The first building on the site which shows clear evidence of Roman influence was considered to have been built around AD 60-70 as a direct replacement of its Iron Age predecessor. Building debris containing fragments of samian ware dated to AD 54-79 found beneath the foundation layers of flint and chalk rubble may represent the remains of this Late Iron Age house.

This first villa was constructed over the site of both the earlier buildings. It was a simple cottage house of four rooms in a row, orientated north west-south east and measuring some 23m long by 7m wide. The northernmost room was subdivided into two, and the whole building was fronted by a verandah along the western side supported by a row of posts. The foundations and dwarf walls were of dressed flint, forming sills to carry the timber framing of which the house was mainly constructed. This framework would have been infilled with wattle and daub panels and finished inside with decorated plaster, remains of which were found on the site. The inner partition walls would have been similarly constructed and finished.

By the beginning of the fourth century AD the house had been remodelled utilising the existing foundations, and extended. A stone corridor replaced the verandah and a northern wing was added. The severe nature of the slope to the west was overcome by splitting the level of this wing. The rear room’s foundations are contiguous with the original building, but those of the projecting room are set lower down. A second storey over half this lower room rose above the height of the rest of the house.

The northern wing thus had one room adjoining the existing foundations, fronted to the west by a second, larger room with a tesselated floor of red, yellow and green brick cubes, and entered on its western side via a porch. The upper floor, constructed over the eastern half of this room, is thought to have had access from the main range by a wooden staircase.

It is thought that a matching wing was added to the south but, as this area was subsequently built over during the fourth century, little is presently known of its form and extent.

Soon after these extensions were built, the rear room of the northern wing was divided by a rough masonry partition and another room was constructed in the angle of the western room and the corridor.

By about AD 340 the building was in ruins. This was probably the result of a fire, debris from which sealed datable deposits in three of the rooms. However, the collapsed walls and ceilings of the two storeyed western room suggest a degree of dereliction before the fire occurred, and may even indicate deliberate burning as a means of clearing the site before the final phase of construction.

The final house, built to the south east of the original building and partly overlying its foundations, is thought to have been both simpler and flimsier than its predecessor. Only three small rooms ranged along the southern end of the original house are known, together with the remains of one or possibly two others which may have utilised the foundations of the old southern wing. The building extended southwards but, as the excavation was limited, the full ground plan has not yet been recovered.

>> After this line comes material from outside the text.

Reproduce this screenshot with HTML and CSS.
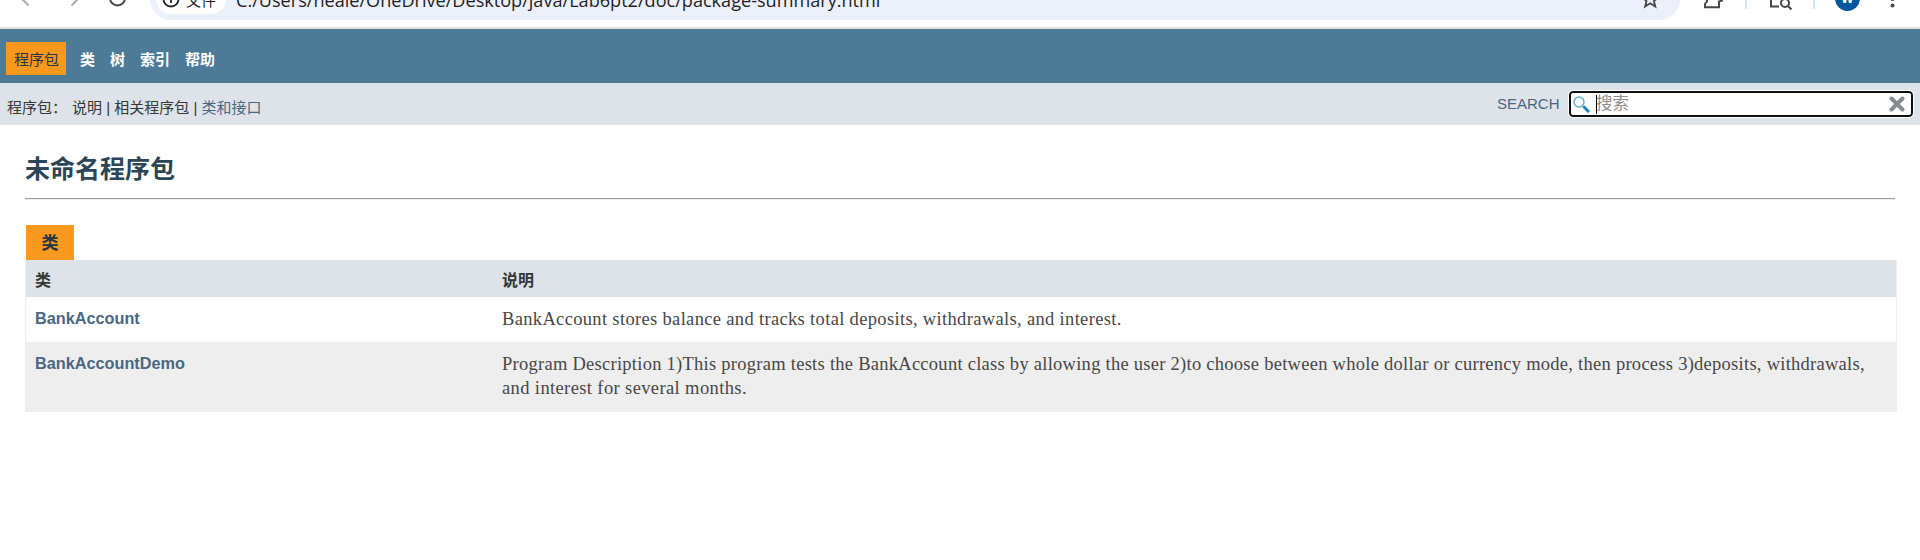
FILE: index.html
```html
<!DOCTYPE html>
<html lang="zh-CN">
<head>
<meta charset="utf-8">
<title>未命名程序包</title>
<link rel="stylesheet" href="styles.css">
</head>
<body>
<div class="browser">
  <svg class="nav-icons" width="150" height="27" viewBox="0 0 150 27" fill="none" stroke-width="2">
    <path d="M28.500 5.500L21 -2" stroke="#a9aaac"/>
    <path d="M71.500 5.500L79 -2" stroke="#a9aaac"/>
    <circle cx="117.500" cy="-2" r="7.500" stroke="#46484a"/>
  </svg>
  <div class="omnibox">
    <div class="chip">
      <svg width="18" height="18" viewBox="0 0 18 18" fill="none" stroke="#1f1f1f" stroke-width="1.800"><circle cx="9" cy="9" r="7.500"/><path d="M9 8v5M9 4.500v2"/></svg>
      <span>文件</span>
    </div>
    <span class="url">C:/Users/neale/OneDrive/Desktop/java/Lab6pt2/doc/package-summary.html</span>
  </div>
  <svg class="tool-icons" width="240" height="27" viewBox="1680 0 240 27" fill="none" stroke="#474747" stroke-width="2">
    <path d="M1707 -1v2.500l-2 2.500v3.200h14v-5.700l3-1V-1"/>
    <path d="M1746 0v9M1814 0v9" stroke="#d3e3fd"/>
    <path d="M1771 0v6.500h8"/><circle cx="1785" cy="3" r="4"/><path d="M1788 6l3.500 3.500"/>
    <circle cx="1847.500" cy="-1.500" r="12.500" fill="#00579f" stroke="none"/>
    <text class="avatar" x="1847.500" y="3" text-anchor="middle">W</text>
    <circle cx="1892.500" cy="5.500" r="2" fill="#474747" stroke="none"/><circle cx="1892.500" cy="-1" r="2" fill="#474747" stroke="none"/>
  </svg>
  <svg class="star" width="16" height="10" viewBox="1642 0 16 10" fill="none" stroke="#474747" stroke-width="1.800"><path d="M1644 -1l2.500 2-1.400 5.500 5.100-3.200 5.100 3.200-1.400-5.500 2.500-2"/></svg>
</div>

<nav class="top-nav">
  <span class="current">程序包</span>
  <a>类</a><a>树</a><a>索引</a><a>帮助</a>
</nav>
<div class="sub-nav">
  <div class="links"><span class="label">程序包：</span><span>说明 | 相关程序包 | <a>类和接口</a></span></div>
  <div class="search">
    <label>SEARCH</label>
    <div class="field">
      <svg class="lens" width="17" height="17" viewBox="0 0 17 17" fill="none"><circle cx="6" cy="6" r="5" stroke="#62b0d2" stroke-width="1.500"/><path d="M9.500 9.500l1.500 1.500" stroke="#62b0d2" stroke-width="1.500"/><path d="M10.500 10.500l5.500 5.500" stroke="#2080b8" stroke-width="3"/></svg>
      <span class="placeholder">搜索</span>
      <svg class="clear" width="16" height="16" viewBox="0 0 16 16"><path d="M2.500 2.500l11 11M13.500 2.500l-11 11" stroke="#868d8f" stroke-width="4" stroke-linecap="round"/></svg>
    </div>
  </div>
</div>

<main>
  <h1>未命名程序包</h1>
  <hr>
  <div class="caption"><span>类</span></div>
  <div class="summary">
    <div class="cell head">类</div><div class="cell head">说明</div>
    <div class="cell name">BankAccount</div>
    <div class="cell desc"><span class="line one">BankAccount stores balance and tracks total deposits, withdrawals, and interest.</span></div>
    <div class="cell name alt">BankAccountDemo</div>
    <div class="cell desc alt"><span class="line two">Program Description 1)This program tests the BankAccount class by allowing the user 2)to choose between whole dollar or currency mode, then process 3)deposits, withdrawals,</span><span class="line three">and interest for several months.</span></div>
  </div>
</main>
</body>
</html>
```
FILE: styles.css
```css
* { box-sizing: border-box; }
body {
  margin: 0;
  height: 560px;
  overflow: hidden;
  background: #fff;
  color: #353833;
  font-family: "Liberation Sans", "Noto Sans CJK SC", sans-serif;
}
svg { display: block; flex: none; }

.browser {
  position: relative;
  display: flex;
  align-items: flex-end;
  height: 29px;
  overflow: hidden;
  border-bottom: 2px solid #dfe0dc;
}
.omnibox {
  display: flex;
  align-items: center;
  flex: none;
  width: 1530px;
  height: 42px;
  margin-bottom: 7px;
  padding-left: 6px;
  border-radius: 21px;
  background: #ecf0fa;
}
.chip {
  display: flex;
  align-items: center;
  gap: 6px;
  width: 70px;
  height: 30px;
  padding-left: 6px;
  border-radius: 15px;
  background: #fff;
  color: #1f1f1f;
  font-size: 15px;
  white-space: nowrap;
}
.url {
  margin-left: 10px;
  padding-top: 1px;
  color: #1f1f1f;
  font-family: "Open Sans", "Noto Sans", sans-serif;
  font-size: 18.1px;
  white-space: nowrap;
}
.avatar { fill: #fff; stroke: none; font-size: 13px; font-weight: bold; }
.star { position: absolute; left: 1642px; top: 0; }

.top-nav {
  display: flex;
  align-items: center;
  height: 54px;
  padding: 5px 0 0 6px;
  background: #4d7a97;
  color: #fff;
  font-size: 15px;
  font-weight: bold;
}
.top-nav a { margin-right: 15px; }
.current {
  width: 60px;
  height: 33px;
  margin-right: 14px;
  padding-left: 8px;
  background: #f8981d;
  color: #253441;
  font-weight: normal;
  line-height: 35px;
}

.sub-nav {
  display: flex;
  justify-content: space-between;
  height: 42px;
  padding: 0 7px;
  background: #dee3e9;
  font-size: 15px;
}
.links { padding-top: 5px; line-height: 39px; white-space: pre; }
.label { display: inline-block; width: 65px; }
.links a, .search label { color: #4a6782; }
.search { display: flex; align-items: flex-start; padding-top: 8px; }
.search label { width: 72px; line-height: 25px; }
.field {
  display: flex;
  align-items: center;
  width: 344px;
  height: 26px;
  padding: 0 6px 0 2px;
  border: 2px solid #101010;
  border-radius: 4px;
  outline: 1px solid #fff;
  background: #fff;
}
.placeholder {
  flex: 1;
  height: 19px;
  margin-left: 6px;
  border-left: 1px solid #000;
  color: #8f8f8f;
  font-size: 16.5px;
  line-height: 17px;
  text-indent: -1px;
}

main { padding: 24px 23px 0 25px; }
h1 {
  margin: 0;
  height: 49px;
  color: #2c4557;
  font-size: 25px;
  line-height: 41px;
}
hr {
  width: 1870px;
  height: 2px;
  margin: 0 0 25px;
  border: 0;
  border-top: 1px solid #999;
  border-bottom: 1px solid #eee;
}
.caption { padding-left: 1px; }
.caption span {
  display: block;
  width: 48px;
  height: 35px;
  background: #f8981d;
  color: #253441;
  font-size: 17px;
  font-weight: bold;
  line-height: 38px;
  text-align: center;
}
.summary {
  display: grid;
  grid-template-columns: 467px 1fr;
  grid-template-rows: 37px 45px 70px;
  border: solid #eee;
  border-width: 0 1px;
}
.cell { padding-left: 9px; white-space: nowrap; }
.head { background: #dee3e9; font-size: 16px; font-weight: bold; line-height: 42px; }
.name { color: #4a6782; font-size: 16.25px; font-weight: bold; line-height: 42px; }
.alt { background: #eee; }
.desc {
  padding-top: 10px;
  color: #474747;
  font-family: "Liberation Serif", serif;
  font-size: 18.5px;
  line-height: 24px;
}
.line { display: block; }
.one { letter-spacing: 0.335px; }
.two { letter-spacing: 0.265px; }
.three { letter-spacing: 0.38px; }
```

A coin found in the foundations of the east wall indicates that the house was built after AD 330, while the pottery discovered beneath the burnt debris of the previous house has been dated to the first half of the fourth century. The site was probably abandoned during the last quarter of the fourth century when the coin sequence ends with an issue of Valens (AD 364-78), and there appears to have been no reoccupation. This date coincides with a period when conditions in Britain were extremely unsettled: rural areas were subjected not only to the depredations of bands of Gaulish marauders but also to similar treatment at the hands of army deserters. A few years of relative stability were secured by a military reorganisation which fortified the coast and strengthened town defences, but a subsequent wave of rebellions and usurpations undermined both social order and the economy. By the last quarter of the fourth century life at Lockleys villa may have been untenable.

The relative simplicity of the villa building with its lack of any heating system may indicate that Lockleys was occupied by native British farmers who only gradually adopted Roman ways and whose home reflects fairly modest means. However, the relative lack of datable deposits for the late second century and the third century may mean that the site was abandoned during this period, and not rebuilt and extended before AD 300. A second, more elaborate villa some 300m to the south west in the Mimram valley (Dicket Mead villa, the subject of a separate scheduling) was built during the third century when the Lockleys villa may have been abandoned, and was itself largely derelict during the final phase of occupation at Lockleys. The interrelationship of these two villas is not yet fully understood but it is possible that both were part of the same estate. Dicket Mead could represent a phase of prosperity which led to the desertion of the hillside house in favour of the sheltered valley floor, with Lockleys remodelled at the beginning of the fourth century to house a bailiff or tenant. A reversal of fortune, necessitating the virtual abandonment of the more luxurious establishment may be reflected in the final house at Lockleys which, it has been suggested, was constructed from material salvaged from demolished buildings at Dicket Mead.